Accepting an invitation from the Ukrainian government, Britain’s Prince Harry arrived in Kyiv on Friday saying he wanted to do “everything possible” to help the seriously injured members of the country’s military recover, the Guardian reported on Friday.
During the trip, the Duke of Sussex and a team from the Invictus Games Foundation are expected to meet with Ukrainian Prime Minister Yulia Sviridenko, spend time with injured Ukrainian veterans, and detail plans for an initiative to support their rehabilitation, according to the Guardian.
A charity founded by the duke in 2014, the Invictus Games Foundation supports the recovery and rehabilitation of wounded, injured, and unwell service personnel and veterans through sport and community initiatives.
“We cannot stop the war but what we can do is do everything we can to help the recovery process,” Harry told The Guardian while taking the overnight train to Kyiv.
“We can continue to humanise the people involved in this war and what they are going through. We have to keep it in the forefront of people’s minds.

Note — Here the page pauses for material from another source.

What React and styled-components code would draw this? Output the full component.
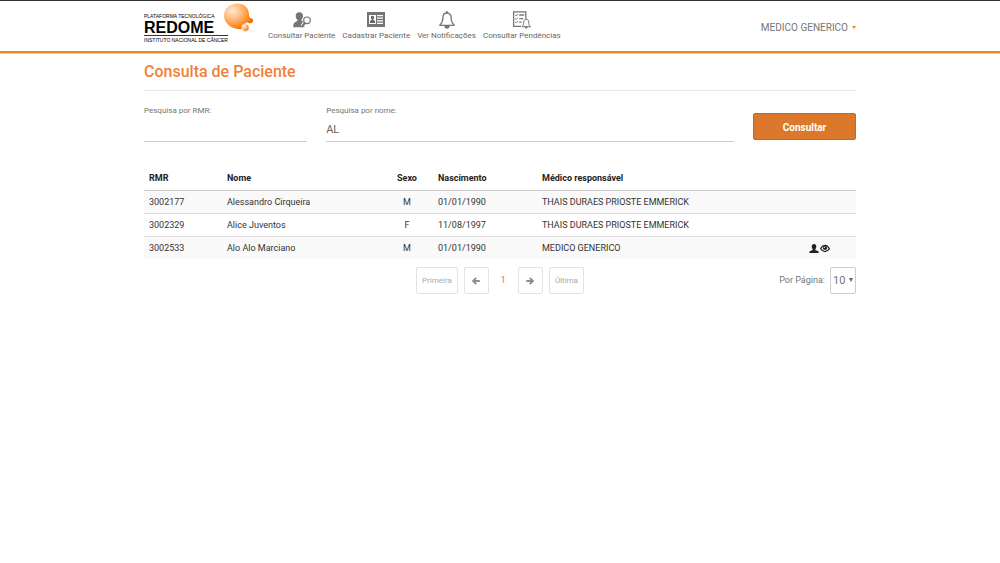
import React, { useState } from "react";
import styled, { createGlobalStyle } from "styled-components";

const patients = [
  {
    rmr: "3002177",
    name: "Alessandro Cirqueira",
    sex: "M",
    birth: "01/01/1990",
    doctor: "THAIS DURAES PRIOSTE EMMERICK",
  },
  {
    rmr: "3002329",
    name: "Alice Juventos",
    sex: "F",
    birth: "11/08/1997",
    doctor: "THAIS DURAES PRIOSTE EMMERICK",
  },
  {
    rmr: "3002533",
    name: "Alo Alo Marciano",
    sex: "M",
    birth: "01/01/1990",
    doctor: "MEDICO GENERICO",
    editable: true,
  },
];

const SearchUserIcon = () => (
  <svg width="18" height="16" viewBox="0 0 18 16" fill="#757575">
    <path d="M6.300.200c2.400 0 3.700 1.600 3.700 3.800 0 1.500-.6 2.800-1.500 3.600v1.200l3.500 1.500v4.900H.300c0-2.600.2-4.200 1.400-4.800l2.600-1.500V7.600C3.300 6.800 2.700 5.500 2.700 4 2.700 1.800 4 .2 6.300.2z" />
    <path d="M12 10.700l-2.500 3.500" stroke="#fff" strokeWidth="4.200" />
    <circle cx="14" cy="8.300" r="3.300" fill="#fff" stroke="#757575" strokeWidth="1.200" />
    <path d="M11.700 11.200l-2 2.800" stroke="#757575" strokeWidth="2.200" strokeLinecap="round" />
  </svg>
);

const CardIcon = () => (
  <svg width="18" height="15" viewBox="0 0 18 15">
    <path fill="#757575" d="M0 0h18v15H0z" />
    <path fill="#fff" d="M2 3h7v9H2zM10 3h6v1.200h-6zM10 5.600h6v1.200h-6zM10 8.200h6v1.200h-6zM10 10.800h6V12h-6z" />
    <path fill="#666" d="M5.500 3.800c1 0 1.600.7 1.600 1.700 0 .8-.3 1.400-.8 1.800v.6c1.200.4 1.900.8 1.900 3.100H2.800c0-2.300.7-2.700 1.900-3.100v-.6c-.5-.4-.8-1-.8-1.800 0-1 .6-1.700 1.600-1.700z" />
  </svg>
);

const BellIcon = () => (
  <svg width="16" height="18" viewBox="0 0 16 18" fill="none" stroke="#757575" strokeWidth="1.300">
    <path d="M8 2C5 2 3.900 4.200 3.900 6.600c0 3.900-.9 5.600-3.100 7.700h14.400c-2.200-2.100-3.100-3.800-3.100-7.700C12.100 4.200 11 2 8 2z" strokeLinejoin="round" />
    <path d="M8 .3V2" strokeWidth="1.800" />
    <path d="M6 14.800c.1 1.500.9 2.300 2 2.300s1.900-.8 2-2.300z" fill="#757575" />
  </svg>
);

const PendingIcon = () => (
  <svg width="19" height="18" viewBox="0 0 19 18" fill="none" stroke="#757575" strokeWidth="1.300">
    <path d="M9 15.300H1.600V.900h12.200v6.300" />
    <path d="M3.300 4l.9.900L5.900 3M3.300 7.500l.9.900 1.700-1.900M3.300 11l.9.900L5.900 10" strokeWidth="1" />
    <path d="M7.200 4h5M7.200 7.600h4M7.200 11.200h2.500" />
    <path
      d="M14.200 8.300c-1.800 0-2.500 1.300-2.500 2.800 0 2.200-.4 3.400-1.900 4.600h8.800c-1.500-1.200-1.900-2.400-1.900-4.600 0-1.500-.7-2.800-2.500-2.800z"
      strokeWidth="1"
      strokeLinejoin="round"
    />
    <path d="M14.200 7.200v1" />
    <path d="M13 16c.1 1 .6 1.300 1.200 1.300s1.100-.3 1.200-1.300z" fill="#757575" strokeWidth=".5" />
  </svg>
);

const DropsIcon = () => (
  <svg width="31" height="29" viewBox="0 0 31 29">
    <defs>
      <radialGradient id="drop" cx="0.300" cy="0.300" r="0.750">
        <stop offset="0" stopColor="#ffe9d4" />
        <stop offset="0.450" stopColor="#ffb877" />
        <stop offset="0.800" stopColor="#fb8a1e" />
        <stop offset="1" stopColor="#f07000" />
      </radialGradient>
    </defs>
    <path
      fill="url(#drop)"
      d="M13.500.500C20.500 0 25.800 4.700 26 10.800c.1 2.300.2 3.400 1.200 4.200 1.900.1 2.900 1.100 2.900 2.600 0 1.600-1.200 2.700-2.800 2.700-1.300 0-2-.8-3.100-.8-1.800 0-2.200 1.800-2.200 3.600C21.900 26.300 18 27 12.500 25.400 6 24 1 19 1 12.500 1 5.700 6.500 1 13.500.5z"
    />
    <circle cx="22.500" cy="24.700" r="3.700" fill="url(#drop)" stroke="#fff" strokeWidth=".7" />
  </svg>
);

const UserIcon = () => (
  <svg width="10" height="9" viewBox="0 0 10 9" fill="#222">
    <path d="M5 0c1.500 0 2.300 1 2.300 2.500 0 1.100-.4 2.100-1 2.700v.7l2.500 1c.7.300.9.800.9 2.100H.300c0-1.300.2-1.800.9-2.100l2.500-1v-.7c-.6-.6-1-1.600-1-2.700C2.700 1 3.500 0 5 0z" />
  </svg>
);

const EyeIcon = () => (
  <svg width="10" height="9" viewBox="0 0 10 9" fill="none" stroke="#222">
    <path d="M.600 4.600C2 2.300 3.400 1.400 5 1.400s3 .9 4.400 3.200C8 6.800 6.600 7.600 5 7.600S2 6.800.600 4.600z" strokeWidth="1.100" />
    <circle cx="5" cy="4" r="2.100" fill="#222" stroke="none" />
    <circle cx="4.400" cy="3.300" r=".6" fill="#fff" stroke="none" />
  </svg>
);

const ArrowIcon = ({ right }) => (
  <svg width="8" height="8" viewBox="0 0 8 8" fill="none" stroke="#8c8c8c" strokeWidth="1.900">
    {right ? <path d="M.300 4h6.500M3.800.800L7 4 3.800 7.200" /> : <path d="M7.700 4H1.200M4.200.800L1 4l3.200 3.200" />}
  </svg>
);

const menu = [
  { label: "Consultar Paciente", icon: <SearchUserIcon /> },
  { label: "Cadastrar Paciente", icon: <CardIcon /> },
  { label: "Ver Notificações", icon: <BellIcon /> },
  { label: "Consultar Pendências", icon: <PendingIcon /> },
];

const App = () => {
  const [rmr, setRmr] = useState("");
  const [name, setName] = useState("AL");
  const [perPage, setPerPage] = useState("10");

  return (
    <>
      <GlobalStyle />
      <Header>
        <HeaderContent>
          <Logo href="#">
            <LogoText>
              <LogoLine>PLATAFORMA TECNOLÓGICA</LogoLine>
              <LogoName>REDOME</LogoName>
              <LogoLine $ruled>INSTITUTO NACIONAL DE CÂNCER</LogoLine>
            </LogoText>
            <LogoMark>
              <DropsIcon />
            </LogoMark>
          </Logo>
          <Menu>
            {menu.map((item) => (
              <MenuLink href="#" key={item.label}>
                <MenuIcon>{item.icon}</MenuIcon>
                {item.label}
              </MenuLink>
            ))}
          </Menu>
          <UserButton type="button">
            MEDICO GENERICO
            <Caret />
          </UserButton>
        </HeaderContent>
      </Header>

      <Main>
        <Title>Consulta de Paciente</Title>
        <SearchForm onSubmit={(e) => e.preventDefault()}>
          <Field $grow={2}>
            <FieldLabel htmlFor="rmr">Pesquisa por RMR:</FieldLabel>
            <TextInput id="rmr" value={rmr} onChange={(e) => setRmr(e.target.value)} />
          </Field>
          <Field $grow={5}>
            <FieldLabel htmlFor="nome">Pesquisa por nome:</FieldLabel>
            <TextInput id="nome" value={name} onChange={(e) => setName(e.target.value)} />
          </Field>
          <SubmitButton type="submit">Consultar</SubmitButton>
        </SearchForm>

        <Table>
          <thead>
            <tr>
              <HeadCell $width="78px">RMR</HeadCell>
              <HeadCell $width="159px">Nome</HeadCell>
              <HeadCell $width="52px" $center>
                Sexo
              </HeadCell>
              <HeadCell $width="104px">Nascimento</HeadCell>
              <HeadCell>Médico responsável</HeadCell>
              <HeadCell $width="52px" aria-label="Ações" />
            </tr>
          </thead>
          <tbody>
            {patients.map((patient) => (
              <Row key={patient.rmr}>
                <Cell>{patient.rmr}</Cell>
                <Cell>{patient.name}</Cell>
                <Cell $center>{patient.sex}</Cell>
                <Cell>{patient.birth}</Cell>
                <Cell>{patient.doctor}</Cell>
                <Cell>
                  {patient.editable ? (
                    <Actions>
                      <IconButton type="button" aria-label="Paciente">
                        <UserIcon />
                      </IconButton>
                      <IconButton type="button" aria-label="Visualizar">
                        <EyeIcon />
                      </IconButton>
                    </Actions>
                  ) : null}
                </Cell>
              </Row>
            ))}
          </tbody>
        </Table>

        <TableFooter>
          <Pagination aria-label="Paginação">
            <PageButton type="button">Primeira</PageButton>
            <PageButton type="button" aria-label="Anterior">
              <ArrowIcon />
            </PageButton>
            <CurrentPage>1</CurrentPage>
            <PageButton type="button" aria-label="Próxima">
              <ArrowIcon right />
            </PageButton>
            <PageButton type="button">Última</PageButton>
          </Pagination>
          <PerPage>
            <label htmlFor="porPagina">Por Página:</label>
            <SelectBox>
              <Select id="porPagina" value={perPage} onChange={(e) => setPerPage(e.target.value)}>
                <option>10</option>
                <option>20</option>
                <option>50</option>
              </Select>
              <SelectArrow />
            </SelectBox>
          </PerPage>
        </TableFooter>
      </Main>
    </>
  );
};

export default App;

const GlobalStyle = createGlobalStyle`
  * {
    box-sizing: border-box;
  }
  body {
    margin: 0;
    background: #fff;
    color: #333;
    font-family: Roboto, sans-serif;
    font-size: 9px;
    line-height: 13px;
  }
  button, input, select {
    font-family: inherit;
  }
  a {
    color: inherit;
    text-decoration: none;
  }
  svg {
    display: block;
  }
`;

const Header = styled.header`
  border-top: 1px solid #333;
  border-bottom: 2px solid #f58220;
  box-shadow: 0 1px 0 #f9cfa8;
`;

const HeaderContent = styled.div`
  display: flex;
  align-items: flex-start;
  width: 100%;
  max-width: 712px;
  height: 50px;
  margin: 0 auto;
`;

const Logo = styled.a`
  display: flex;
  position: relative;
  width: 110px;
  padding-top: 12px;
  color: #000;
  font-family: "Liberation Sans", Arial, sans-serif;
`;

const LogoText = styled.span`
  display: flex;
  flex-direction: column;
`;

const LogoLine = styled.span`
  align-self: flex-start;
  border-top: ${(props) => (props.$ruled ? "1px solid #333" : "none")};
  font-size: 5px;
  line-height: ${(props) => (props.$ruled ? "9px" : "7px")};
  white-space: nowrap;
`;

const LogoName = styled.span`
  font-size: 16px;
  font-weight: bold;
  line-height: 15px;
`;

const LogoMark = styled.span`
  position: absolute;
  top: 2px;
  right: 0;
`;

const Menu = styled.nav`
  display: flex;
  gap: 7px;
  margin-left: 14px;
`;

const MenuLink = styled.a`
  display: flex;
  flex-direction: column;
  align-items: center;
  padding-top: 9px;
  color: #666;
  font-size: 8px;
  line-height: 13px;
  white-space: nowrap;
`;

const MenuIcon = styled.span`
  display: flex;
  align-items: center;
  height: 19px;
`;

const UserButton = styled.button`
  display: flex;
  align-items: center;
  gap: 4px;
  margin: 18px 0 0 auto;
  padding: 0;
  border: none;
  background: none;
  color: #757575;
  font-size: 10px;
  line-height: 17px;
  cursor: pointer;
`;

const Caret = styled.span`
  border: 2px solid transparent;
  border-top: 3px solid #f58220;
  border-bottom: none;
`;

const Main = styled.main`
  width: 100%;
  max-width: 712px;
  margin: 0 auto;
`;

const Title = styled.h1`
  margin: 0;
  padding: 9px 0 8px;
  border-bottom: 1px solid #e8e8e8;
  color: #f0813a;
  font-size: 16px;
  font-weight: 500;
  line-height: 20px;
`;

const SearchForm = styled.form`
  display: flex;
  align-items: flex-start;
  gap: 19px;
  padding-top: 14px;
`;

const Field = styled.div`
  display: flex;
  flex: ${(props) => props.$grow} 1 0;
  flex-direction: column;
  min-width: 0;
`;

const FieldLabel = styled.label`
  color: #757575;
  font-size: 8px;
  line-height: 12px;
`;

const TextInput = styled.input`
  width: 100%;
  height: 25px;
  padding: 0;
  border: none;
  border-bottom: 1px solid #ccc;
  outline: none;
  background: none;
  color: #666;
  font-size: 11px;
`;

const SubmitButton = styled.button`
  width: 103px;
  height: 27px;
  margin-top: 8px;
  padding: 1px 0 0;
  border: 1px solid #c9671c;
  border-radius: 2px;
  background: #db782b;
  color: #fff;
  font-size: 10px;
  font-weight: 700;
  cursor: pointer;
`;

const Table = styled.table`
  width: 100%;
  margin-top: 25px;
  border-collapse: collapse;
  table-layout: fixed;
`;

const HeadCell = styled.th`
  width: ${(props) => props.$width || "auto"};
  height: 23px;
  padding: 1px 5px 0;
  border-bottom: 1px solid #ccc;
  color: #222;
  font-weight: 700;
  text-align: ${(props) => (props.$center ? "center" : "left")};
`;

const Row = styled.tr`
  &:nth-child(odd) {
    background: #f9f9f9;
  }
  & + & {
    border-top: 1px solid #ddd;
  }
`;

const Cell = styled.td`
  height: 23px;
  padding: 2px 5px 0;
  text-align: ${(props) => (props.$center ? "center" : "left")};
`;

const Actions = styled.div`
  display: flex;
  gap: 1px;
`;

const IconButton = styled.button`
  padding: 0;
  border: none;
  background: none;
  cursor: pointer;
`;

const TableFooter = styled.div`
  display: grid;
  grid-template-columns: 1fr auto 1fr;
  align-items: center;
  padding-top: 8px;
`;

const Pagination = styled.nav`
  display: flex;
  grid-column: 2;
  align-items: center;
  gap: 6px;
`;

const PageButton = styled.button`
  display: flex;
  align-items: center;
  justify-content: center;
  min-width: 25px;
  height: 27px;
  padding: 0 5px;
  border: 1px solid #e2e2e2;
  border-radius: 2px;
  background: #fff;
  color: #aaa;
  font-size: 8px;
  cursor: pointer;
`;

const CurrentPage = styled.span`
  width: 17px;
  color: #f5703a;
  text-align: center;
`;

const PerPage = styled.div`
  display: flex;
  align-items: center;
  justify-self: end;
  gap: 5px;
  color: #757575;
`;

const SelectBox = styled.div`
  position: relative;
`;

const Select = styled.select`
  appearance: none;
  width: 26px;
  height: 27px;
  padding: 0 0 0 2px;
  border: 1px solid #ccc;
  border-radius: 2px;
  background: #fff;
  color: #757575;
  font-size: 11px;
`;

const SelectArrow = styled.span`
  position: absolute;
  top: 11px;
  right: 3px;
  border: 2px solid transparent;
  border-top: 4px solid #666;
  border-bottom: none;
  pointer-events: none;
`;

I hope this trip will help to bring it home to people because it’s easy to become desensitised to what has been going on,” the duke said.
The visit, the duke’s second to Ukraine this year, after he visited a centre for wounded military personnel in the western Ukrainian city of Lviv in April, follows the announcement on Wednesday by the Sussexes’ charitable foundation Archewell that it had donated $500,000 (€426,000) to projects supporting injured children from Ukraine and Gaza.
Archewell said that the grants would be used to help the World Health Organisation with medical evacuations, and to fund work developing prosthetics for young people, the BBC reported.